• _PROBLEM REQUIREMENTS_: List each line of the data that holds the string "styled".

• _ROWS_:

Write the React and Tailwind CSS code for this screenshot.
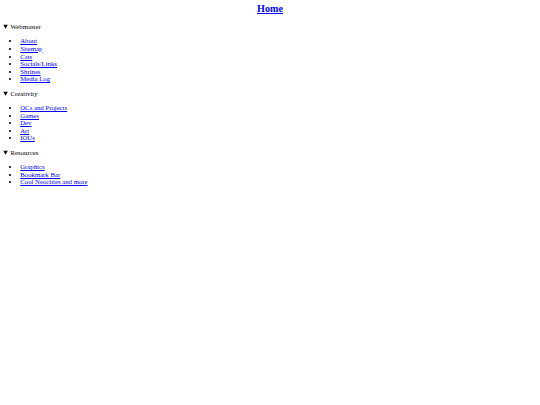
const sections = [
  {
    title: "Webmaster",
    links: ["About", "Sitemap", "Cats", "Socials/Links", "Shrines", "Media Log"],
  },
  {
    title: "Creativity",
    links: ["OCs and Projects", "Games", "Dev", "Art", "IOUs"],
  },
  {
    title: "Resources",
    links: ["Graphics", "Bookmark Bar", "Cool Neocities and more"],
  },
];

export default function App() {
  return (
    <div className="min-h-[405px] bg-white px-[3.375px] pt-[3.375px] text-[6.75px] leading-[7.59px] text-black font-['Liberation_Serif',_'Times_New_Roman',_serif]">
      <h2 className="mb-[7.8px] text-center text-[10.125px] leading-[11.8px] font-bold">
        <a href="#" className="text-[#0000ee] underline">
          Home
        </a>
      </h2>

      {sections.map((section) => (
        <details key={section.title} open>
          <summary className="cursor-pointer">{section.title}</summary>
          <ul className="my-[6.75px] list-disc pl-[16.875px]">
            {section.links.map((link) => (
              <li key={link}>
                <a href="#" className="text-[#0000ee] underline">
                  {link}
                </a>
              </li>
            ))}
          </ul>
        </details>
      ))}
    </div>
  );
}
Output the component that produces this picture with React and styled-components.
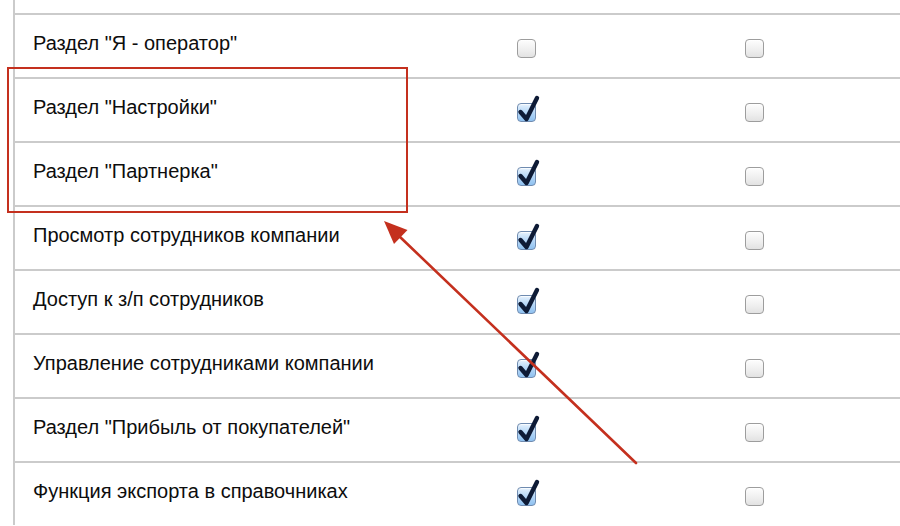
import React from "react";
import styled, { createGlobalStyle } from "styled-components";

const GlobalStyle = createGlobalStyle`
  html, body {
    margin: 0;
    padding: 0;
    background: #ffffff;
  }
  body {
    font-family: "Liberation Sans", Arial, sans-serif;
    width: 900px;
    height: 526px;
    overflow: hidden;
  }
`;

const rows = [
  { label: 'Раздел "Я - оператор"', first: false, second: false },
  { label: 'Раздел "Настройки"', first: true, second: false },
  { label: 'Раздел "Партнерка"', first: true, second: false },
  { label: "Просмотр сотрудников компании", first: true, second: false },
  { label: "Доступ к з/п сотрудников", first: true, second: false },
  { label: "Управление сотрудниками компании", first: true, second: false },
  { label: 'Раздел "Прибыль от покупателей"', first: true, second: false },
  { label: "Функция экспорта в справочниках", first: true, second: false },
];

function Checkbox({ checked }) {
  return (
    <Box checked={checked}>
      {checked && (
        <Tick viewBox="0 0 24 30" width="24" height="30">
          <path
            d="M4.5 17 L10.5 24 L21 3"
            fill="none"
            stroke="#0e1b36"
            strokeWidth="4.4"
            strokeLinecap="round"
            strokeLinejoin="round"
          />
        </Tick>
      )}
    </Box>
  );
}

export default function App() {
  return (
    <Page>
      <GlobalStyle />
      <Table>
        <TopStub />
        {rows.map((row) => (
          <Row key={row.label}>
            <Label>{row.label}</Label>
            <Cell>
              <Checkbox checked={row.first} />
            </Cell>
            <Cell>
              <Checkbox checked={row.second} />
            </Cell>
            <div />
          </Row>
        ))}
      </Table>
      <Highlight />
      <Arrow width="900" height="526" viewBox="0 0 900 526">
        <line
          x1="636"
          y1="463"
          x2="399"
          y2="236"
          stroke="#c4301e"
          strokeWidth="2.6"
          strokeLinecap="round"
        />
        <polygon points="384,221 407.5,230 394,244" fill="#c4301e" />
      </Arrow>
    </Page>
  );
}

const Page = styled.div`
  position: relative;
  width: 900px;
  height: 526px;
  overflow: hidden;
  background: #ffffff;
`;

const Table = styled.div`
  margin-left: 13px;
  border-left: 2px solid #cbcbcb;
  display: flex;
  flex-direction: column;
`;

const TopStub = styled.div`
  height: 13px;
`;

const Row = styled.div`
  display: grid;
  grid-template-columns: 400px 222px 234px 1fr;
  align-items: center;
  height: 62px;
  border-top: 2px solid #cbcbcb;
`;

const Label = styled.div`
  padding-left: 18px;
  padding-bottom: 6px;
  font-size: 20px;
  color: #0d0d0d;
  white-space: nowrap;
`;

const Cell = styled.div`
  display: flex;
  justify-content: center;
  padding-top: 4px;
`;

const Box = styled.div`
  position: relative;
  width: 17px;
  height: 17px;
  border-radius: 4px;
  border: 1.5px solid ${({ checked }) => (checked ? "#6f8bb0" : "#9d9d9d")};
  background: ${({ checked }) =>
    checked
      ? "linear-gradient(#e6f2fd 0%, #b4d6f7 50%, #8fc1f0 100%)"
      : "linear-gradient(#fdfdfd 0%, #eeeeee 60%, #e2e2e2 100%)"};
  box-shadow: inset 0 1px 1px rgba(255, 255, 255, 0.8);
`;

const Tick = styled.svg`
  position: absolute;
  left: -2px;
  top: -9px;
`;

const Highlight = styled.div`
  position: absolute;
  left: 7px;
  top: 67px;
  width: 397px;
  height: 142px;
  border: 2.5px solid #c4301e;
`;

const Arrow = styled.svg`
  position: absolute;
  left: 0;
  top: 0;
  pointer-events: none;
`;
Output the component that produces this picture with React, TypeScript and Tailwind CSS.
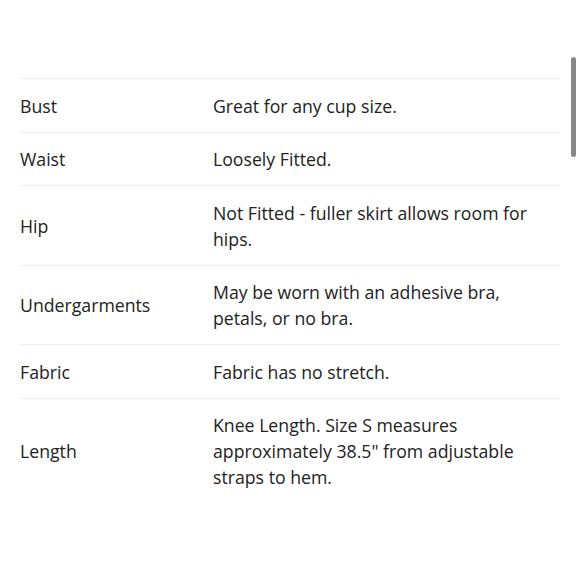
const rows: { label: string; value: string }[] = [
  { label: "Bust", value: "Great for any cup size." },
  { label: "Waist", value: "Loosely Fitted." },
  { label: "Hip", value: "Not Fitted - fuller skirt allows room for hips." },
  { label: "Undergarments", value: "May be worn with an adhesive bra, petals, or no bra." },
  { label: "Fabric", value: "Fabric has no stretch." },
  { label: "Length", value: "Knee Length. Size S measures approximately 38.5\" from adjustable straps to hem." },
];

export default function App() {
  return (
    <div className="relative h-[580px] w-[580px] overflow-hidden bg-white font-['Open_Sans',sans-serif] text-[17.7px] leading-[26px] text-[#222]">
      <div className="px-5 pt-[78px]">
        {rows.map((r) => (
          <div key={r.label} className="flex items-center border-t border-[#eeeeee] pt-[13.5px] pb-[13px]">
            <div className="w-[193px] shrink-0">{r.label}</div>
            <div className="w-[330px]">{r.value}</div>
          </div>
        ))}
      </div>
      <div className="absolute left-[571px] top-[57px] h-[100px] w-[5px] rounded-full bg-[#888]" />
    </div>
  );
}
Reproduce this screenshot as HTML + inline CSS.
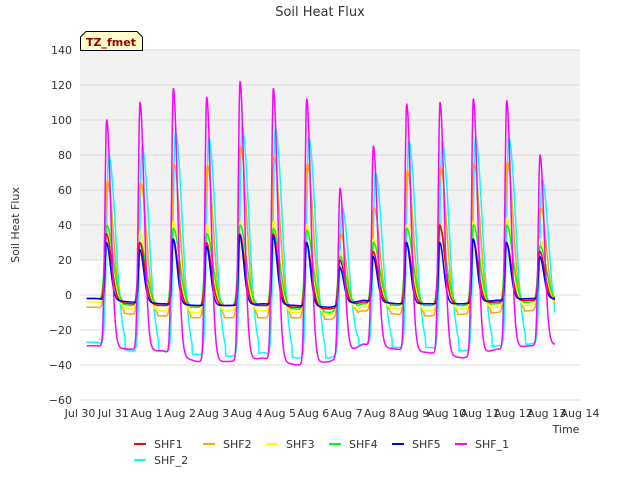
<!DOCTYPE html><html><head><style>body{margin:0;background:#fff;width:640px;height:480px;overflow:hidden}svg{font-family:"DejaVu Sans","Liberation Sans",sans-serif}</style></head><body>
<svg id="s" width="640" height="480" viewBox="0 0 640 480" xmlns="http://www.w3.org/2000/svg">
<rect x="80" y="50" width="500" height="350" fill="#fff"/>
<rect x="80" y="50" width="500" height="210" fill="#f2f2f2"/>
<g stroke="#dcdcdc" stroke-width="1">
<line x1="80" x2="580" y1="50" y2="50"/><line x1="80" x2="580" y1="85" y2="85"/><line x1="80" x2="580" y1="120" y2="120"/><line x1="80" x2="580" y1="155" y2="155"/><line x1="80" x2="580" y1="190" y2="190"/><line x1="80" x2="580" y1="225" y2="225"/><line x1="80" x2="580" y1="260" y2="260"/><line x1="80" x2="580" y1="295" y2="295"/><line x1="80" x2="580" y1="330" y2="330"/><line x1="80" x2="580" y1="365" y2="365"/><line x1="80" x2="580" y1="400" y2="400"/>
</g>
<g id="lines" fill="none" stroke-width="1.5" stroke-linejoin="round"></g>
<text x="320" y="16" font-size="13" text-anchor="middle" fill="#333">Soil Heat Flux</text>
<g font-size="11" fill="#333" text-anchor="end">
<text x="72" y="54">140</text><text x="72" y="89">120</text><text x="72" y="124">100</text><text x="72" y="159">80</text><text x="72" y="194">60</text><text x="72" y="229">40</text><text x="72" y="264">20</text><text x="72" y="299">0</text><text x="72" y="334">−20</text><text x="72" y="369">−40</text><text x="72" y="404">−60</text>
</g>
<g id="xt" font-size="11" fill="#333" text-anchor="middle"></g>
<text x="19" y="225" font-size="11" fill="#333" text-anchor="middle" transform="rotate(-90 19 225)">Soil Heat Flux</text>
<text x="566" y="433" font-size="11" fill="#333" text-anchor="middle">Time</text>
<path d="M80.5 50.5 V37 L86 31.5 H137 L142.5 37 V50.5 Z" fill="#ffffcc" stroke="#000" stroke-width="1"/>
<text x="111" y="46" font-size="11" font-weight="bold" fill="#990000" text-anchor="middle">TZ_fmet</text>
<g font-size="11" fill="#333">
<line x1="134" x2="146" y1="444" y2="444" stroke="#f00" stroke-width="2"/><text x="154" y="448">SHF1</text>
<line x1="203" x2="215" y1="444" y2="444" stroke="#ffa500" stroke-width="2"/><text x="223" y="448">SHF2</text>
<line x1="266" x2="278" y1="444" y2="444" stroke="#ff0" stroke-width="2"/><text x="286" y="448">SHF3</text>
<line x1="329" x2="341" y1="444" y2="444" stroke="#0f0" stroke-width="2"/><text x="349" y="448">SHF4</text>
<line x1="392" x2="404" y1="444" y2="444" stroke="#00f" stroke-width="2"/><text x="412" y="448">SHF5</text>
<line x1="455" x2="467" y1="444" y2="444" stroke="#f0f" stroke-width="2"/><text x="475" y="448">SHF_1</text>
<line x1="134" x2="146" y1="460" y2="460" stroke="#0ff" stroke-width="2"/><text x="154" y="464">SHF_2</text>
</g>
</svg>
<script>
var NS="http://www.w3.org/2000/svg";
var labs=["Jul 30","Jul 31","Aug 1","Aug 2","Aug 3","Aug 4","Aug 5","Aug 6","Aug 7","Aug 8","Aug 9","Aug 10","Aug 11","Aug 12","Aug 13","Aug 14"];
var xt=document.getElementById("xt");
for(var i=0;i<16;i++){var x=80+i*500/15;var t=document.createElementNS(NS,"text");t.setAttribute("x",x);t.setAttribute("y",417);t.textContent=labs[i];xt.appendChild(t);}
var mag=[100,110,118,113,122,118,112,61,85,109,110,112,111,80];
var magMin=[-29,-31,-32,-38,-38,-36,-40,-38,-28,-31,-33,-36,-31,-29,-28];
function Y(v){return 295-v*1.75;}
var D=500/15;
var series=[
 {c:"#0ff",pk:[80,85,93,90,96,95,90,50,70,88,88,90,90,66],mn:[-27,-32,-32,-34,-35,-33,-36,-36,-28,-30,-30,-32,-29,-28,-24],ph:0.86,w:0.09,dec:0.2},
 {c:"#ffa500",pk:[65,64,75,74,85,79,75,35,50,71,73,75,76,50],mn:[-7,-11,-12,-13,-13,-13,-13,-14,-9,-11,-12,-11,-10,-9,-8],ph:0.82,w:0.09,dec:0.16},
 {c:"#ff0",pk:[40,36,42,40,42,42,40,25,32,40,40,42,44,32],mn:[-4,-8,-9,-10,-9,-9,-10,-11,-7,-8,-9,-8,-7,-6,-5],ph:0.8,w:0.09,dec:0.15},
 {c:"#0f0",pk:[40,30,38,35,40,38,37,22,30,38,38,40,40,28],mn:[-2,-6,-6,-7,-6,-6,-8,-10,-5,-6,-6,-6,-5,-4,-3],ph:0.8,w:0.09,dec:0.17},
 {c:"#f00",pk:[35,30,32,30,35,35,30,20,25,30,40,32,30,25],mn:[-2,-5,-6,-6,-6,-6,-7,-8,-4,-5,-5,-5,-4,-3,-3],ph:0.79,w:0.07,dec:0.14},
 {c:"#00f",pk:[30,26,32,28,34,34,30,16,22,30,30,32,30,22],mn:[-2,-4,-5,-6,-6,-5,-6,-7,-3,-5,-5,-5,-3,-2,-2],ph:0.79,w:0.05,dec:0.12},
 {c:"#f0f",pk:mag,mn:magMin,ph:0.8,w:0.075,dec:0.1}
];
var g=document.getElementById("lines");
series.forEach(function(s){
 var d="";
 for(var t=0.2;t<=14.25;t+=0.01){
  var kb=Math.floor(t-0.5);var fr=(t-0.5)-kb;if(kb<0){kb=0;fr=0;}if(kb>13){kb=13;fr=1;}
  var base=s.mn[kb]+(s.mn[kb+1]-s.mn[kb])*fr;
  var kk=Math.round(t-s.ph);if(kk<0)kk=0;if(kk>13)kk=13;
  var dt=t-(kk+s.ph);
  var f=dt<0?Math.exp(-Math.pow(dt/s.w,2)):Math.exp(-Math.pow(dt/(s.w+s.dec),2));
  var v=base+(s.pk[kk]-base)*f;
  var x=80+t*D;
  d+=(d?"L":"M")+x.toFixed(1)+" "+Y(v).toFixed(1);
 }
 var p=document.createElementNS(NS,"path");p.setAttribute("d",d);p.setAttribute("stroke",s.c);g.appendChild(p);
});
</script>
</body></html>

• _RESULT OF THE EXERCISE_:
Output the component that produces this picture with React and styled-components.
import styled, { createGlobalStyle } from "styled-components";
const Page = styled.div`
const Table = styled.div`
const TopStub = styled.div`
const Row = styled.div`
const Label = styled.div`
const Cell = styled.div`
const Box = styled.div`
const Tick = styled.svg`
const Highlight = styled.div`
const Arrow = styled.svg`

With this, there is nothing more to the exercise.